>> Start

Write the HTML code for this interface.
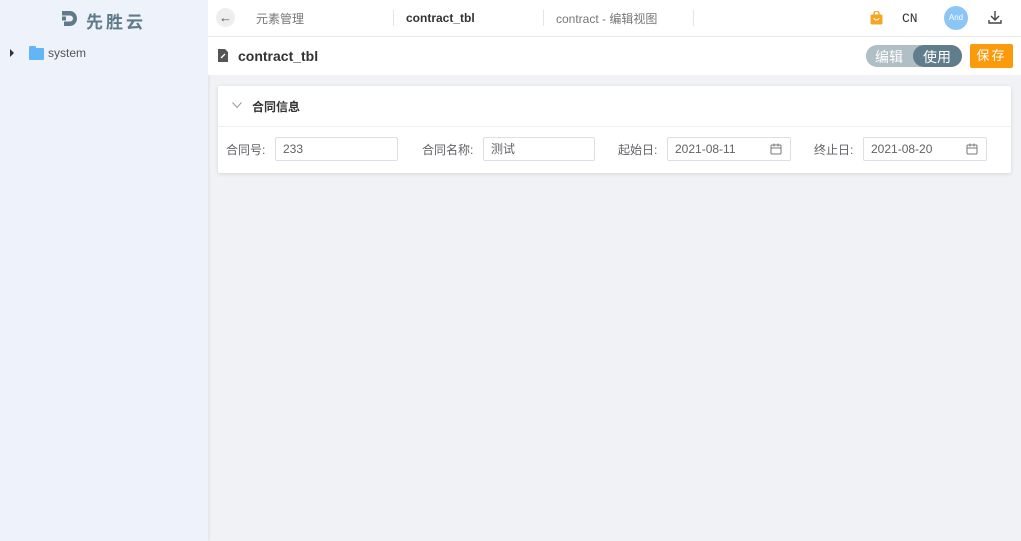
<!DOCTYPE html><html><head><meta charset="utf-8"><style>
*{box-sizing:border-box;margin:0;padding:0}
body{width:1021px;height:541px;overflow:hidden;background:#f0f2f5;font-family:"Liberation Sans","Noto Sans CJK SC",sans-serif;position:relative;font-size:12px;color:#606266}
.side{position:absolute;left:0;top:0;width:208px;height:541px;background:#eef2fa;box-shadow:1px 0 3px rgba(0,0,0,.08)}
.abs{position:absolute}
.top{position:absolute;left:208px;top:0;right:0;height:37px;background:#fff;border-bottom:1px solid #e8e8e8}
.bar{position:absolute;left:208px;top:37px;right:0;height:38px;background:#fff}
.card{position:absolute;left:218px;top:86px;width:793px;height:87px;background:#fff;box-shadow:0 1px 4px rgba(0,0,0,.12);border-radius:2px}
.inp{position:absolute;height:24px;border:1px solid #dcdfe6;border-radius:2px;top:51px;padding-left:7px;line-height:22px;font-size:12px;color:#606266}
.lbl{position:absolute;top:55px;font-size:12px;color:#606266}
.sep{position:absolute;top:10px;width:1px;height:16px;background:#e4e4e4}
.cal{position:absolute;right:8px;top:5px}
</style></head><body>
<div class="side">
<svg class="abs" style="left:62px;top:11px" width="16" height="15" viewBox="0 0 16 15"><path d="M0 0h8a7 7.5 0 0 1 0 15H2v-4.5h6a3 3 0 0 0 0-6H0z" fill="#5f7b8a"/><rect x="0" y="5.5" width="4" height="4" fill="#5f7b8a"/></svg>
<div class="abs" style="left:86px;top:8px;font-size:17px;font-weight:bold;color:#5f7b8a;letter-spacing:3px">先胜云</div>
<div class="abs" style="left:10px;top:49px;width:0;height:0;border-left:4px solid #333;border-top:4px solid transparent;border-bottom:4px solid transparent"></div>
<div class="abs" style="left:29px;top:48px;width:15px;height:12px;background:#62b6f7;border-radius:1px"></div>
<div class="abs" style="left:29px;top:46px;width:7px;height:4px;background:#62b6f7;border-radius:1px"></div>
<div class="abs" style="left:48px;top:46px;color:#555">system</div>
</div>
<div class="top">
<div class="abs" style="left:8px;top:8px;width:19px;height:19px;border-radius:50%;background:#eee;text-align:center;line-height:19px;font-size:13px;color:#555">←</div>
<div class="abs" style="left:48px;top:10px;color:#777;font-size:12px">元素管理</div>
<div class="sep" style="left:185px"></div>
<div class="abs" style="left:198px;top:11px;color:#333;font-weight:bold">contract_tbl</div>
<div class="sep" style="left:335px"></div>
<div class="abs" style="left:348px;top:10px;color:#777">contract - 编辑视图</div>
<div class="sep" style="left:485px"></div>
<svg class="abs" style="left:662px;top:11px" width="13" height="14" viewBox="0 0 13 14"><path d="M4 4V2.5a2.5 2.5 0 0 1 5 0V4" fill="none" stroke="#f5a623" stroke-width="1.4"/><rect x="0.5" y="3.5" width="12" height="10" rx="1.5" fill="#f5a623"/><path d="M4 7a2.5 2 0 0 0 5 0" fill="none" stroke="#fff" stroke-width="1"/></svg>
<div class="abs" style="left:694px;top:11px;color:#333;font-family:'Liberation Mono',monospace;font-size:13px">CN</div>
<div class="abs" style="left:736px;top:6px;width:24px;height:24px;border-radius:50%;background:#8cc6f7;color:#fff;font-size:8px;text-align:center;line-height:24px">And</div>
<svg class="abs" style="left:779px;top:9px" width="16" height="16" viewBox="0 0 16 16"><path d="M8 2v9M4 7l4 4 4-4M2 11v3h12v-3" fill="none" stroke="#444" stroke-width="1.4"/></svg>
</div>
<div class="bar">
<svg class="abs" style="left:10px;top:12px" width="10" height="13" viewBox="0 0 10 13"><path d="M0 0h7l3 3v10H0z" fill="#555"/><path d="M3 9l4-4" stroke="#fff" stroke-width="1.3"/></svg>
<div class="abs" style="left:30px;top:11px;font-size:14px;font-weight:bold;color:#333">contract_tbl</div>
<div class="abs" style="left:658px;top:8px;width:96px;height:22px;border-radius:11px;background:#b0bec5"></div>
<div class="abs" style="left:705px;top:8px;width:49px;height:22px;border-radius:11px;background:#607d8b"></div>
<div class="abs" style="left:667px;top:10px;color:#fff;font-size:14px">编辑</div>
<div class="abs" style="left:715px;top:10px;color:#fff;font-size:14px">使用</div>
<div class="abs" style="left:762px;top:7px;width:43px;height:24px;background:#fb9b0c;border-radius:2px;color:#fff;font-size:13px;text-align:center;line-height:24px;letter-spacing:2px">保存</div>
</div>
<div class="card">
<svg class="abs" style="left:14px;top:16px" width="10" height="7" viewBox="0 0 10 7"><path d="M0.5 0.5l4.5 5 4.5-5" fill="none" stroke="#999" stroke-width="1"/></svg>
<div class="abs" style="left:34px;top:12px;color:#333;font-weight:bold;font-size:12px">合同信息</div>
<div class="abs" style="left:0;top:40px;width:793px;height:1px;background:#eceff3"></div>
<div class="lbl" style="left:8px">合同号:</div>
<div class="inp" style="left:57px;width:123px">233</div>
<div class="lbl" style="left:204px">合同名称:</div>
<div class="inp" style="left:265px;width:112px">测试</div>
<div class="lbl" style="left:400px">起始日:</div>
<div class="inp" style="left:449px;width:124px">2021-08-11<svg class="cal" width="12" height="12" viewBox="0 0 12 12"><rect x="1" y="2" width="10" height="9" rx="1" fill="none" stroke="#777"/><path d="M1 5h10M4 0.5v3M8 0.5v3" stroke="#777"/></svg></div>
<div class="lbl" style="left:596px">终止日:</div>
<div class="inp" style="left:645px;width:124px">2021-08-20<svg class="cal" width="12" height="12" viewBox="0 0 12 12"><rect x="1" y="2" width="10" height="9" rx="1" fill="none" stroke="#777"/><path d="M1 5h10M4 0.5v3M8 0.5v3" stroke="#777"/></svg></div>
</div>
</body></html>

>> End

▶ Task directions: Repeat the listing in full and exactly. Leave any pictures out.

▶ Exercise response:
Write the HTML code for this interface.
<!DOCTYPE html><html><head><meta charset="utf-8"><style>
*{box-sizing:border-box;margin:0;padding:0}
body{width:1021px;height:541px;overflow:hidden;background:#f0f2f5;font-family:"Liberation Sans","Noto Sans CJK SC",sans-serif;position:relative;font-size:12px;color:#606266}
.side{position:absolute;left:0;top:0;width:208px;height:541px;background:#eef2fa;box-shadow:1px 0 3px rgba(0,0,0,.08)}
.abs{position:absolute}
.top{position:absolute;left:208px;top:0;right:0;height:37px;background:#fff;border-bottom:1px solid #e8e8e8}
.bar{position:absolute;left:208px;top:37px;right:0;height:38px;background:#fff}
.card{position:absolute;left:218px;top:86px;width:793px;height:87px;background:#fff;box-shadow:0 1px 4px rgba(0,0,0,.12);border-radius:2px}
.inp{position:absolute;height:24px;border:1px solid #dcdfe6;border-radius:2px;top:51px;padding-left:7px;line-height:22px;font-size:12px;color:#606266}
.lbl{position:absolute;top:55px;font-size:12px;color:#606266}
.sep{position:absolute;top:10px;width:1px;height:16px;background:#e4e4e4}
.cal{position:absolute;right:8px;top:5px}
</style></head><body>
<div class="side">
<svg class="abs" style="left:62px;top:11px" width="16" height="15" viewBox="0 0 16 15"><path d="M0 0h8a7 7.5 0 0 1 0 15H2v-4.5h6a3 3 0 0 0 0-6H0z" fill="#5f7b8a"/><rect x="0" y="5.5" width="4" height="4" fill="#5f7b8a"/></svg>
<div class="abs" style="left:86px;top:8px;font-size:17px;font-weight:bold;color:#5f7b8a;letter-spacing:3px">先胜云</div>
<div class="abs" style="left:10px;top:49px;width:0;height:0;border-left:4px solid #333;border-top:4px solid transparent;border-bottom:4px solid transparent"></div>
<div class="abs" style="left:29px;top:48px;width:15px;height:12px;background:#62b6f7;border-radius:1px"></div>
<div class="abs" style="left:29px;top:46px;width:7px;height:4px;background:#62b6f7;border-radius:1px"></div>
<div class="abs" style="left:48px;top:46px;color:#555">system</div>
</div>
<div class="top">
<div class="abs" style="left:8px;top:8px;width:19px;height:19px;border-radius:50%;background:#eee;text-align:center;line-height:19px;font-size:13px;color:#555">←</div>
<div class="abs" style="left:48px;top:10px;color:#777;font-size:12px">元素管理</div>
<div class="sep" style="left:185px"></div>
<div class="abs" style="left:198px;top:11px;color:#333;font-weight:bold">contract_tbl</div>
<div class="sep" style="left:335px"></div>
<div class="abs" style="left:348px;top:10px;color:#777">contract - 编辑视图</div>
<div class="sep" style="left:485px"></div>
<svg class="abs" style="left:662px;top:11px" width="13" height="14" viewBox="0 0 13 14"><path d="M4 4V2.5a2.5 2.5 0 0 1 5 0V4" fill="none" stroke="#f5a623" stroke-width="1.4"/><rect x="0.5" y="3.5" width="12" height="10" rx="1.5" fill="#f5a623"/><path d="M4 7a2.5 2 0 0 0 5 0" fill="none" stroke="#fff" stroke-width="1"/></svg>
<div class="abs" style="left:694px;top:11px;color:#333;font-family:'Liberation Mono',monospace;font-size:13px">CN</div>
<div class="abs" style="left:736px;top:6px;width:24px;height:24px;border-radius:50%;background:#8cc6f7;color:#fff;font-size:8px;text-align:center;line-height:24px">And</div>
<svg class="abs" style="left:779px;top:9px" width="16" height="16" viewBox="0 0 16 16"><path d="M8 2v9M4 7l4 4 4-4M2 11v3h12v-3" fill="none" stroke="#444" stroke-width="1.4"/></svg>
</div>
<div class="bar">
<svg class="abs" style="left:10px;top:12px" width="10" height="13" viewBox="0 0 10 13"><path d="M0 0h7l3 3v10H0z" fill="#555"/><path d="M3 9l4-4" stroke="#fff" stroke-width="1.3"/></svg>
<div class="abs" style="left:30px;top:11px;font-size:14px;font-weight:bold;color:#333">contract_tbl</div>
<div class="abs" style="left:658px;top:8px;width:96px;height:22px;border-radius:11px;background:#b0bec5"></div>
<div class="abs" style="left:705px;top:8px;width:49px;height:22px;border-radius:11px;background:#607d8b"></div>
<div class="abs" style="left:667px;top:10px;color:#fff;font-size:14px">编辑</div>
<div class="abs" style="left:715px;top:10px;color:#fff;font-size:14px">使用</div>
<div class="abs" style="left:762px;top:7px;width:43px;height:24px;background:#fb9b0c;border-radius:2px;color:#fff;font-size:13px;text-align:center;line-height:24px;letter-spacing:2px">保存</div>
</div>
<div class="card">
<svg class="abs" style="left:14px;top:16px" width="10" height="7" viewBox="0 0 10 7"><path d="M0.5 0.5l4.5 5 4.5-5" fill="none" stroke="#999" stroke-width="1"/></svg>
<div class="abs" style="left:34px;top:12px;color:#333;font-weight:bold;font-size:12px">合同信息</div>
<div class="abs" style="left:0;top:40px;width:793px;height:1px;background:#eceff3"></div>
<div class="lbl" style="left:8px">合同号:</div>
<div class="inp" style="left:57px;width:123px">233</div>
<div class="lbl" style="left:204px">合同名称:</div>
<div class="inp" style="left:265px;width:112px">测试</div>
<div class="lbl" style="left:400px">起始日:</div>
<div class="inp" style="left:449px;width:124px">2021-08-11<svg class="cal" width="12" height="12" viewBox="0 0 12 12"><rect x="1" y="2" width="10" height="9" rx="1" fill="none" stroke="#777"/><path d="M1 5h10M4 0.5v3M8 0.5v3" stroke="#777"/></svg></div>
<div class="lbl" style="left:596px">终止日:</div>
<div class="inp" style="left:645px;width:124px">2021-08-20<svg class="cal" width="12" height="12" viewBox="0 0 12 12"><rect x="1" y="2" width="10" height="9" rx="1" fill="none" stroke="#777"/><path d="M1 5h10M4 0.5v3M8 0.5v3" stroke="#777"/></svg></div>
</div>
</body></html>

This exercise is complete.